Abstract

Missing data are unavoidable in wireless sensor networks, due to issues such as network communication outage, sensor maintenance or failure, etc. Although a plethora of methods have been proposed for imputing sensor data, limitations still exist. First, most methods give poor estimates when a consecutive number of data are missing. Second, some methods reconstruct missing data based on other parameters monitored simultaneously. When all the data are missing, these methods are no longer effective. Third, the performance of deep learning methods relies highly on a massive number of training data. Moreover in many scenarios, it is difficult to obtain large volumes of data from wireless sensor networks. Hence, we propose a new sequence-to-sequence imputation model (SSIM) for recovering missing data in wireless sensor networks. The SSIM uses the state-of-the-art sequence-to-sequence deep learning architecture, and the long short-term memory network is chosen to utilize both past and future information for a given time.
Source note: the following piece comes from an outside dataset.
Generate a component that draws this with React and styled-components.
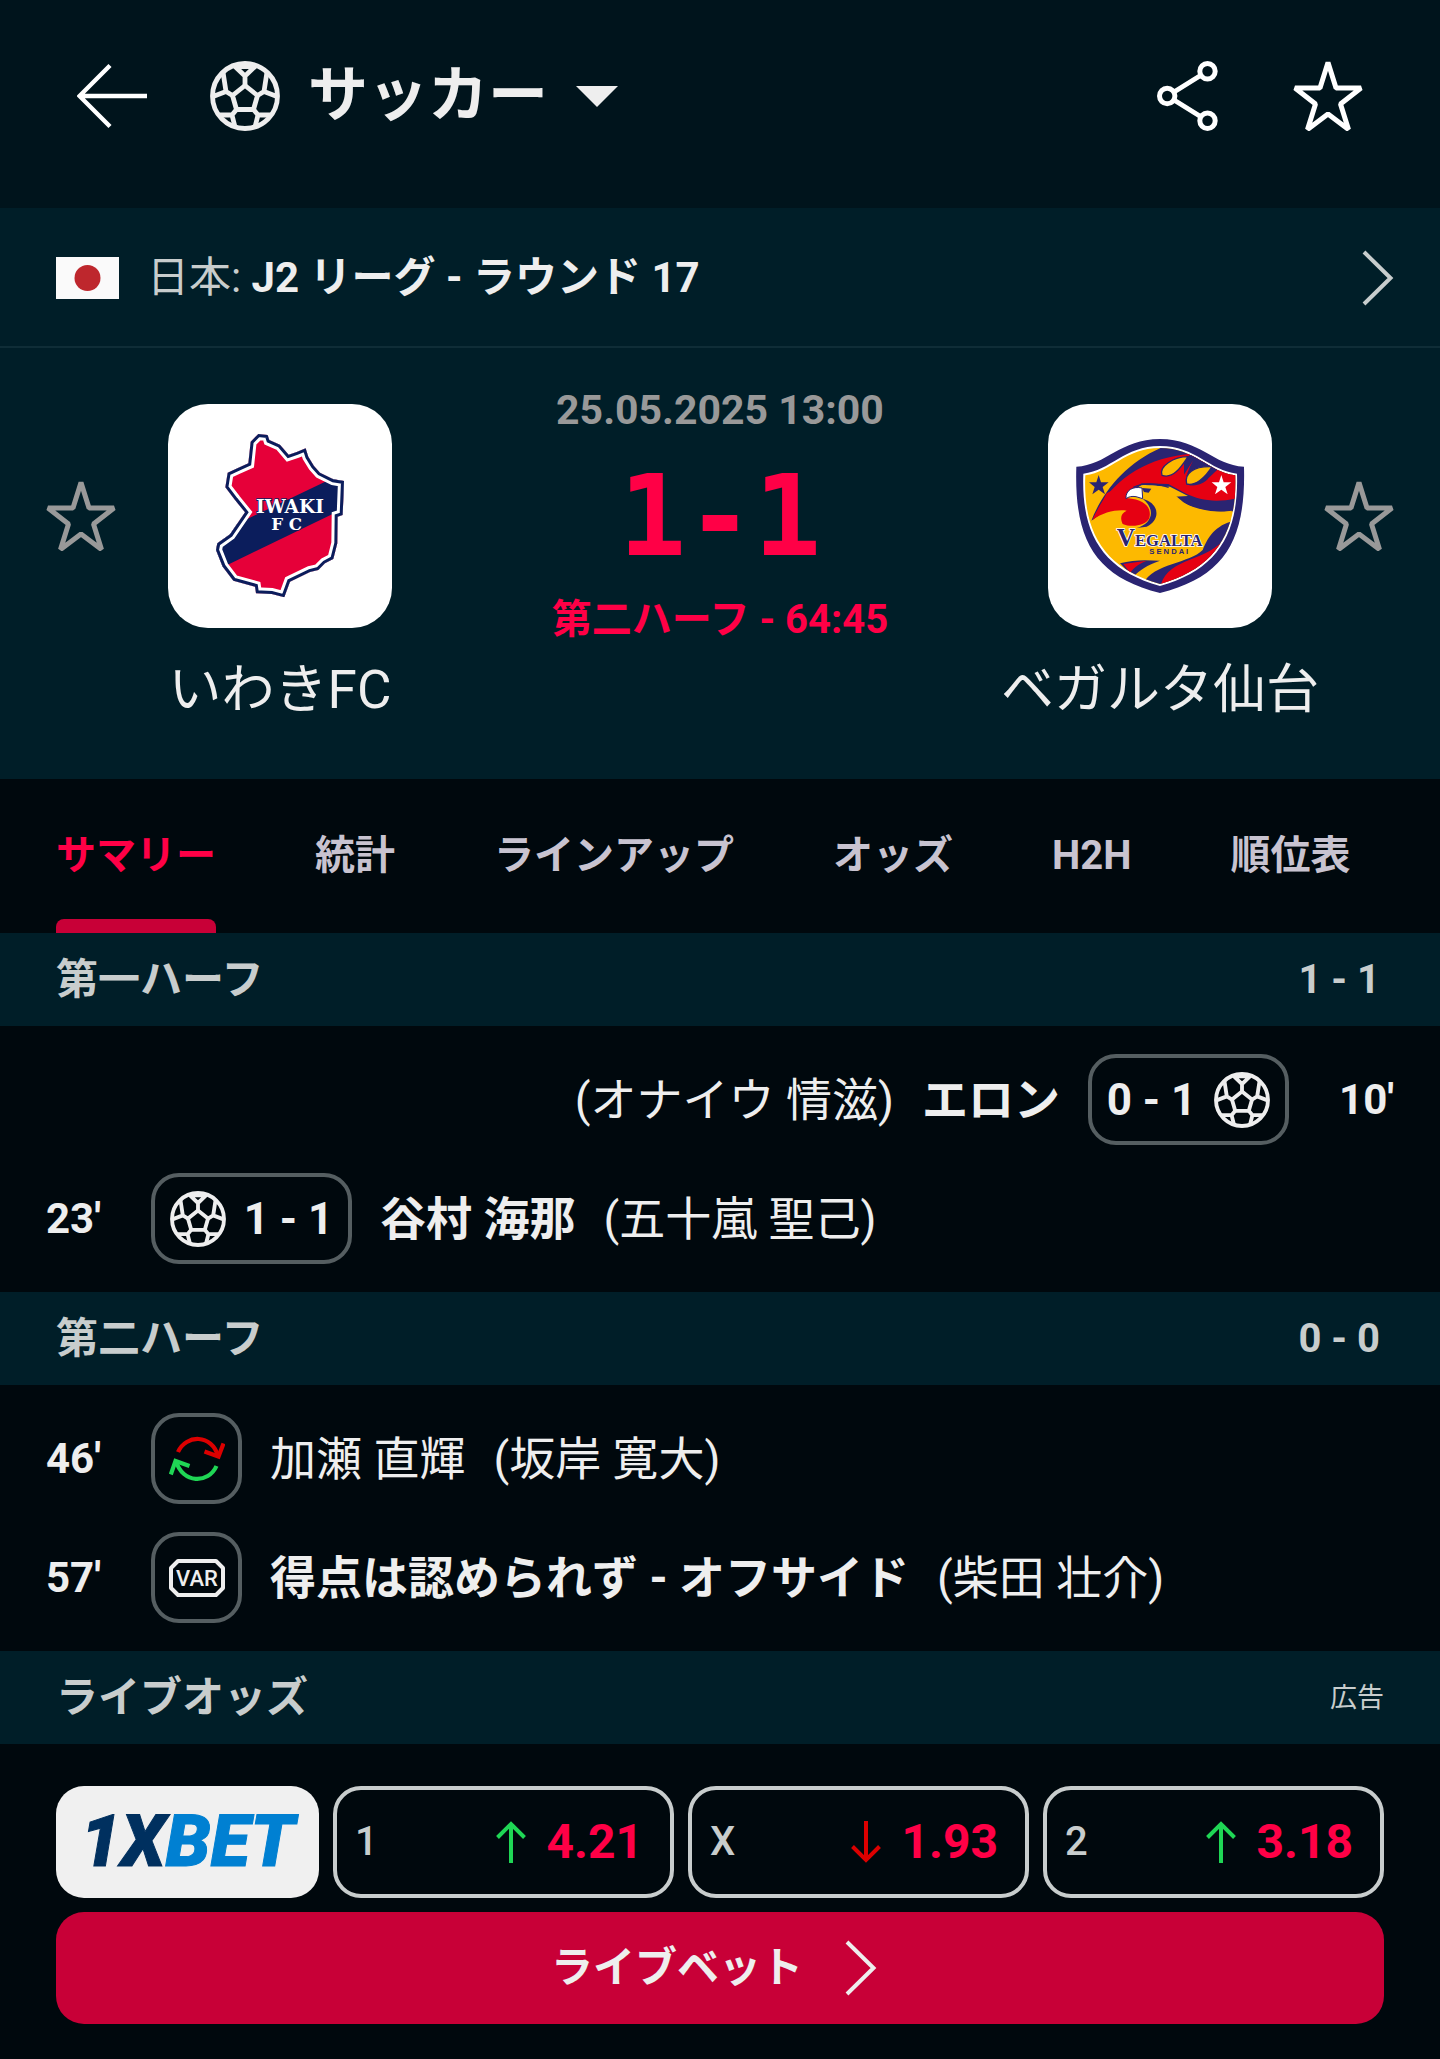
import React, { useState } from "react";
import styled, { createGlobalStyle } from "styled-components";

const color = {
  page: "#00080d",
  header: "#00141c",
  band: "#001e28",
  line: "#0f2d37",
  text: "#eeeeee",
  soft: "#c8cdcd",
  muted: "#999999",
  live: "#ff0046",
  brand: "#c80037",
  up: "#1fd655",
  down: "#dc0000",
  outline: "#555e61",
};

const GlobalStyle = createGlobalStyle`
  *, *::before, *::after { box-sizing: border-box; }
  body {
    margin: 0;
    background: ${color.page};
    color: ${color.text};
    font-family: Roboto, "Noto Sans CJK JP", sans-serif;
    font-size: 40px;
    line-height: 48px;
  }
  button {
    margin: 0;
    padding: 0;
    border: 0;
    background: none;
    color: inherit;
    font: inherit;
    cursor: pointer;
  }
  a { color: inherit; text-decoration: none; }
  svg { display: block; flex: none; }
`;

const Page = styled.div`
  min-height: 100vh;
`;

const Header = styled.header`
  display: flex;
  align-items: center;
  padding: 61px 77px 77px;
  background: ${color.header};
`;

const IconButton = styled.button`
  display: block;
  color: ${(p) => p.$tone || "#ffffff"};
`;

const SportButton = styled.button`
  display: flex;
  align-items: center;
  gap: 28px;
  margin-left: 63px;
  font-size: 60px;
  font-weight: 700;
  line-height: 70px;
`;

const HeaderActions = styled.div`
  display: flex;
  gap: 75px;
  margin-left: auto;
`;

const League = styled.a`
  display: flex;
  align-items: center;
  height: 140px;
  padding: 2px 46px 0 56px;
  border-bottom: 2px solid ${color.line};
  background: ${color.band};
`;

const LeagueName = styled.span`
  flex: 1;
  margin-left: 28px;
  color: ${color.soft};
  font-size: 42px;

  strong { color: ${color.text}; }
`;

const Match = styled.section`
  display: flex;
  align-items: flex-start;
  padding: 40px 46px 55px;
  background: ${color.band};
`;

const Side = styled.div`
  display: flex;
  flex-direction: ${(p) => (p.$away ? "row-reverse" : "row")};
  padding-top: 16px;
`;

const FavouriteSlot = styled.div`
  display: flex;
  align-items: center;
  height: 224px;
`;

const Team = styled.a`
  display: flex;
  flex-direction: column;
  align-items: center;
  gap: 28px;
  width: 328px;
  font-size: 53px;
  line-height: 68px;
`;

const Crest = styled.span`
  width: 224px;
  height: 224px;
  border-radius: 40px;
  background: #ffffff;
  overflow: hidden;
`;

const Centre = styled.div`
  flex: 1;
  display: flex;
  flex-direction: column;
  align-items: center;
  padding-top: 2px;
  font-weight: 700;
  line-height: 40px;
  white-space: nowrap;
`;

const Kickoff = styled.time`
  color: ${color.muted};
  font-size: 41px;
`;

const Score = styled.div`
  padding: 30px 0 28px;
  color: ${color.live};
  font-family: "DejaVu Sans Mono", monospace;
  font-size: 112px;
  line-height: 112px;
`;

const Status = styled.div`
  color: ${color.live};
`;

const Tabs = styled.nav`
  display: flex;
  gap: 99px;
  height: 154px;
  padding: 0 56px;
`;

const Tab = styled.button`
  position: relative;
  color: ${(p) => (p.$active ? color.live : "#c8c3d0")};
  font-weight: 700;
  white-space: nowrap;

  &::after {
    content: "";
    position: absolute;
    inset: auto 0 0;
    height: 14px;
    border-radius: 8px 8px 0 0;
    background: ${(p) => (p.$active ? color.brand : "transparent")};
  }
`;

const SectionBar = styled.div`
  display: flex;
  align-items: center;
  justify-content: space-between;
  height: 93px;
  padding: 0 56px;
  background: ${color.band};
  color: ${color.soft};
`;

const SectionTitle = styled.h2`
  margin: 0;
  font-size: 42px;
  font-weight: 700;
`;

const PeriodScore = styled.span`
  padding-right: 4px;
  font-weight: 700;
`;

const AdNote = styled.small`
  font-size: 27px;
`;

const Events = styled.ul`
  display: flex;
  flex-direction: column;
  gap: 28px;
  margin: 0;
  padding: 28px 46px;
  list-style: none;
`;

const Event = styled.li`
  display: flex;
  flex-direction: ${(p) => (p.$away ? "row-reverse" : "row")};
  align-items: center;
  gap: 28px;
  height: 91px;
  font-size: 46px;
  white-space: nowrap;
`;

const Minute = styled.span`
  width: 77px;
  font-size: 42px;
  font-weight: 700;
  text-align: ${(p) => (p.$away ? "right" : "left")};
`;

const Badge = styled.span`
  display: flex;
  flex-direction: ${(p) => (p.$away ? "row-reverse" : "row")};
  align-items: center;
  justify-content: center;
  gap: 18px;
  width: ${(p) => (p.$wide ? "201px" : "91px")};
  height: 91px;
  border: 4px solid ${color.outline};
  border-radius: 28px;
  font-size: 44px;
  font-weight: 700;
`;

const Odds = styled.section`
  display: grid;
  grid-template-columns: 263px repeat(3, 1fr);
  gap: 14px;
  padding: 42px 56px 35px;
`;

const Bookmaker = styled.a`
  display: flex;
  align-items: center;
  justify-content: center;
  height: 112px;
  border-radius: 28px;
  background: #f0f0f0;
  color: #0080d2;
  font-size: 72px;
  font-style: italic;
  font-weight: 900;
  -webkit-text-stroke: 1px currentColor;

  span { color: #00305f; }
`;

const Odd = styled.button`
  display: flex;
  align-items: center;
  gap: 20px;
  height: 112px;
  padding: 0 27px 0 18px;
  border: 4px solid ${color.soft};
  border-radius: 28px;
  color: ${(p) => (p.$rise ? color.up : color.down)};
`;

const Outcome = styled.span`
  margin-right: auto;
  color: ${color.soft};
  font-weight: 500;
`;

const Price = styled.span`
  color: ${color.live};
  font-size: 48px;
  font-weight: 700;
`;

const BetButton = styled.button`
  grid-column: 1 / -1;
  display: flex;
  align-items: center;
  justify-content: center;
  gap: 42px;
  height: 112px;
  padding-right: 12px;
  border-radius: 28px;
  background: ${color.brand};
  font-size: 42px;
  font-weight: 700;
`;

const BackIcon = () => (
  <svg width="70" height="70" viewBox="0 0 70 70" fill="none" stroke="currentColor" strokeWidth="4.4" aria-hidden="true">
    <path d="M33 4.5 2.5 35 33 65.5M3 35H70" />
  </svg>
);

const ShareIcon = () => (
  <svg width="61" height="70" viewBox="0 0 61 70" fill="none" stroke="currentColor" strokeWidth="5" aria-hidden="true">
    <circle cx="50.5" cy="10.2" r="7.7" />
    <circle cx="10.2" cy="35" r="7.7" />
    <circle cx="50.5" cy="59.8" r="7.7" />
    <path d="M17 31 43.5 14.5M17 39l26.5 16.5" />
  </svg>
);

const StarIcon = () => (
  <svg width="70" height="70" viewBox="0 0 70 70" fill="none" stroke="currentColor" strokeWidth="5" strokeLinejoin="bevel" aria-hidden="true">
    <path d="M35 1.5 43 27H68L47.5 43 55.5 68.5 35 53 14.5 68.5 22.5 43 2 27H27Z" />
  </svg>
);

const BallIcon = ({ size }) => (
  <svg width={size} height={size} viewBox="0 0 70 70" fill="none" stroke="currentColor" strokeWidth="4.8" strokeLinejoin="round" aria-hidden="true">
    <circle cx="35" cy="35" r="32.5" />
    <path d="M35 24.500 47.500 34.500 43.500 48.500H26.500L22.500 34.500Z" />
    <path d="M35 24.500V15L25 5.500H45L35 15" />
    <path d="M13 11 16 30.500 22.500 34.500M16 30.500 3 35.500M57 11 54 30.500 47.500 34.500M54 30.500 67 35.500" />
    <path d="M26.500 48.500 22 54H9M22 54 25 66M43.500 48.500 48 54H61M48 54 45 66" />
  </svg>
);

const CaretIcon = () => (
  <svg width="42" height="21" viewBox="0 0 42 21" fill="currentColor" aria-hidden="true">
    <path d="M0 0H42L21 21Z" />
  </svg>
);

const ChevronIcon = ({ tone = "currentColor" }) => (
  <svg width="32" height="56" viewBox="0 0 32 56" fill="none" stroke={tone} strokeWidth="4" aria-hidden="true">
    <path d="M2 2 28.5 28 2 54" />
  </svg>
);

const FlagJapan = () => (
  <svg width="63" height="42" viewBox="0 0 63 42" role="img" aria-label="日本">
    <path fill="#fafafa" d="M0 0H63V42H0Z" />
    <circle cx="31.5" cy="21" r="13" fill="#be272d" />
  </svg>
);

const ArrowIcon = ({ rise }) => (
  <svg width="30" height="42" viewBox="0 0 30 42" fill="none" stroke="currentColor" strokeWidth="4" aria-hidden="true">
    <path d={rise ? "M15 42V3M1.5 16.5 15 3 28.5 16.5" : "M15 0V39M1.5 25.5 15 39 28.5 25.5"} />
  </svg>
);

const SwapIcon = () => (
  <svg width="56" height="46" viewBox="0 0 56 46" fill="none" strokeWidth="4.2" aria-hidden="true">
    <g stroke={color.down}>
      <path d="M9 16C17-2 43-2 49 20" />
      <path d="M35.5 15.5 49.5 20.500 54.5 7.5" />
    </g>
    <g stroke={color.up}>
      <path d="M47.5 30C39.5 48 13.5 48 7 25" />
      <path d="M20.5 30 6.5 25 1.8 38.5" />
    </g>
  </svg>
);

const VarIcon = () => (
  <svg width="56" height="38" viewBox="0 0 56 38" aria-hidden="true">
    <path d="M9 2H47L54 9V29L47 36H9L2 29V9Z" fill="none" stroke="currentColor" strokeWidth="4" strokeLinejoin="round" />
    <text x="28" y="27" textAnchor="middle" fill="currentColor" fontFamily="Roboto, sans-serif" fontSize="22" fontWeight="500">VAR</text>
  </svg>
);

const IWAKI =
  "M775 252 803 255 808 270 840 284 866 314 890 306 917 295 925 320 942 348 960 368 1000 388 1032 393 1028 495 1013 500 1012 580 1000 627 975 640 955 660 930 666 870 695 853 742 815 732 768 730 765 710 700 692 668 650 648 600 652 580 690 553 735 487 705 450 676 412 683 368 712 355 745 340 752 275Z";

const IwakiCrest = () => (
  <svg width="224" height="224" viewBox="504 162 672 672" role="img" aria-label="いわきFC">
    <clipPath id="iwaki"><path d={IWAKI} /></clipPath>
    <g clipPath="url(#iwaki)">
      <path fill="#e60039" d="M504 162H1176V834H504Z" />
      <path fill="#0b1d5c" d="M1060 355 700 527 600 610 640 665 1060 462Z" />
      <path fill="none" stroke="#ffffff" strokeWidth="36" d={IWAKI} />
      <path fill="none" stroke="#0b1d5c" strokeWidth="18" d={IWAKI} />
    </g>
    <g fill="#ffffff" fontFamily="'DejaVu Serif', serif" fontWeight="700" textAnchor="middle" stroke="#0b1d5c" strokeWidth="5" paintOrder="stroke">
      <text x="870" y="488" fontSize="56">IWAKI</text>
      <text x="860" y="541" fontSize="50">F C</text>
    </g>
  </svg>
);

const VegaltaCrest = () => (
  <svg width="224" height="224" viewBox="264 162 672 672" role="img" aria-label="ベガルタ仙台">
    <clipPath id="vegalta">
      <path d="M376 376C455 366 495 294 600 294S745 366 826 376C832 550 765 655 600 702 435 655 368 550 376 376Z" />
    </clipPath>
    <path fill="#2a2472" d="M349 350C440 346 480 267 600 267S760 346 852 350C858 570 795 680 600 729 405 680 342 570 349 350Z" />
    <path fill="#ffffff" d="M370 371C452 362 492 288 600 288S748 362 831 371C837 555 770 660 600 708 430 660 363 555 370 371Z" />
    <g clipPath="url(#vegalta)">
      <path fill="#fdb900" d="M360 280H840V720H360Z" />
      <path fill="#2a2472" d="M394 512C430 420 510 320 640 280L850 300V480C790 492 700 486 642 440L684 438 630 410 545 404Z" />
      <path fill="#e60012" d="M398 508C450 390 560 322 690 312L760 350 850 370V440C770 462 720 450 680 432L625 402 545 400Z" />
      <path fill="#2a2472" d="M672 330 690 314C720 316 750 330 780 352L745 385C735 400 705 412 684 404 668 392 690 350 700 330L672 374Z" />
      <path fill="#fdb900" stroke="#2a2472" strokeWidth="4" d="M606 376C596 350 640 320 684 320 664 350 640 388 606 376ZM680 402C672 370 700 348 756 350 735 385 705 408 680 402Z" />
      <path fill="#fdb900" d="M398 514C440 490 470 480 482 530L500 540 575 525C600 490 580 460 548 444L535 416C560 404 590 402 625 418L655 444C700 486 760 492 815 482L812 520C760 520 740 570 735 600L560 620 440 600Z" />
      <path fill="#e60012" d="M500 444C560 450 575 475 568 505 555 530 510 532 488 522 480 505 482 490 500 482 470 478 430 486 398 510L440 430 500 400Z" />
      <path fill="#2a2472" d="M548 446C600 460 602 510 560 530L530 534C575 522 590 480 548 446Z" />
      <path fill="#ffffff" stroke="#2a2472" strokeWidth="3" d="M498 446C496 420 520 408 546 414L548 446 528 440C515 438 506 440 498 446Z" />
      <path fill="none" stroke="#2a2472" strokeWidth="4" d="M520 412C550 398 590 400 626 412" />
      <path fill="#2a2472" d="M546 414 574 416 566 428 552 426Z" />
      <path fill="#2a2472" d="M812 515C760 530 740 570 728 600 690 640 580 640 550 700L600 720 850 640ZM480 640C520 628 560 630 600 632 560 645 540 660 520 680Z" />
      <path fill="#e60012" d="M800 560C740 640 610 620 600 720L760 690ZM490 642 560 632C530 645 520 655 510 668Z" />
      <path fill="#2a2472" d="M416 375 423 397H446L428 411 435 433 416 419 397 433 404 411 387 397H409Z" />
      <path fill="#ffffff" d="M784 375 791 397H814L796 411 803 433 784 419 765 433 772 411 755 397H777Z" />
    </g>
    <g fontWeight="700" fill="#2a2472">
      <text x="470" y="588" fontSize="50" fontFamily="'Liberation Serif', serif" stroke="#ffffff" strokeWidth="5" paintOrder="stroke">
        <tspan fontSize="76">V</tspan>EGALTA
      </text>
      <text x="626" y="612" fontSize="23" textAnchor="middle" fontFamily="'Liberation Sans', sans-serif">S E N D A I</text>
    </g>
  </svg>
);

const TABS = ["サマリー", "統計", "ラインアップ", "オッズ", "H2H", "順位表"];

const PERIODS = [
  {
    title: "第一ハーフ",
    score: "1 - 1",
    events: [
      { minute: "10'", kind: "goal", score: "0 - 1", away: true, name: "エロン", bold: true, extra: "(オナイウ 情滋)" },
      { minute: "23'", kind: "goal", score: "1 - 1", name: "谷村 海那", bold: true, extra: "(五十嵐 聖己)" },
    ],
  },
  {
    title: "第二ハーフ",
    score: "0 - 0",
    events: [
      { minute: "46'", kind: "swap", name: "加瀬 直輝", extra: "(坂岸 寛大)" },
      { minute: "57'", kind: "var", name: "得点は認められず - オフサイド", bold: true, extra: "(柴田 壮介)" },
    ],
  },
];

const ODDS = [
  { outcome: "1", price: "4.21", rise: true },
  { outcome: "X", price: "1.93", rise: false },
  { outcome: "2", price: "3.18", rise: true },
];

function MatchEvent({ event }) {
  const { minute, kind, score, away, name, bold, extra } = event;
  return (
    <Event $away={away}>
      <Minute $away={away}>{minute}</Minute>
      <Badge $wide={kind === "goal"} $away={away}>
        {kind === "goal" && <BallIcon size={56} />}
        {kind === "goal" && <span>{score}</span>}
        {kind === "swap" && <SwapIcon />}
        {kind === "var" && <VarIcon />}
      </Badge>
      {bold ? <strong>{name}</strong> : <span>{name}</span>}
      <span>{extra}</span>
    </Event>
  );
}

function TeamSide({ name, crest, away }) {
  return (
    <Side $away={away}>
      <FavouriteSlot>
        <IconButton type="button" $tone={color.muted} aria-label={name}>
          <StarIcon />
        </IconButton>
      </FavouriteSlot>
      <Team href="#team">
        <Crest>{crest}</Crest>
        {name}
      </Team>
    </Side>
  );
}

export default function App() {
  const [tab, setTab] = useState(TABS[0]);
  return (
    <Page lang="ja">
      <GlobalStyle />
      <Header>
        <IconButton type="button" aria-label="戻る"><BackIcon /></IconButton>
        <SportButton type="button">
          <BallIcon size={70} />
          サッカー
          <CaretIcon />
        </SportButton>
        <HeaderActions>
          <IconButton type="button" aria-label="共有"><ShareIcon /></IconButton>
          <IconButton type="button" aria-label="お気に入り"><StarIcon /></IconButton>
        </HeaderActions>
      </Header>
      <main>
        <League href="#league">
          <FlagJapan />
          <LeagueName>
            日本: <strong>J2 リーグ - ラウンド 17</strong>
          </LeagueName>
          <ChevronIcon tone={color.soft} />
        </League>
        <Match>
          <TeamSide name="いわきFC" crest={<IwakiCrest />} />
          <Centre>
            <Kickoff dateTime="2025-05-25T13:00">25.05.2025 13:00</Kickoff>
            <Score>1-1</Score>
            <Status>第二ハーフ - 64:45</Status>
          </Centre>
          <TeamSide name="ベガルタ仙台" crest={<VegaltaCrest />} away />
        </Match>
        <Tabs>
          {TABS.map((label) => (
            <Tab key={label} type="button" $active={label === tab} onClick={() => setTab(label)}>
              {label}
            </Tab>
          ))}
        </Tabs>
        {PERIODS.map((period) => (
          <section key={period.title}>
            <SectionBar>
              <SectionTitle>{period.title}</SectionTitle>
              <PeriodScore>{period.score}</PeriodScore>
            </SectionBar>
            <Events>
              {period.events.map((event) => (
                <MatchEvent key={event.minute} event={event} />
              ))}
            </Events>
          </section>
        ))}
        <SectionBar>
          <SectionTitle>ライブオッズ</SectionTitle>
          <AdNote>広告</AdNote>
        </SectionBar>
        <Odds>
          <Bookmaker href="#bookmaker"><span>1X</span>BET</Bookmaker>
          {ODDS.map((odd) => (
            <Odd key={odd.outcome} type="button" $rise={odd.rise}>
              <Outcome>{odd.outcome}</Outcome>
              <ArrowIcon rise={odd.rise} />
              <Price>{odd.price}</Price>
            </Odd>
          ))}
          <BetButton type="button">
            ライブベット
            <ChevronIcon />
          </BetButton>
        </Odds>
      </main>
    </Page>
  );
}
Moreover, a variable-length sliding window algorithm is developed to generate a large number of training samples so the SSIM can be trained with small data sets. We evaluate the SSIM by using real-world time series data from a water quality monitoring network. Compared to methods like ARIMA, seasonal ARIMA, matrix factorization, multivariate imputation by chained equations, and expectation–maximization, the proposed SSIM achieves up to 69.2%, 70.3%, 98.3%, and 76% improvements in terms of the root mean square error, mean absolute error, mean absolute percentage error (MAPE), and symmetric MAPE, respectively, when recovering missing data sequences of three different lengths. The SSIM is therefore a promising approach for data quality control in wireless sensor networks.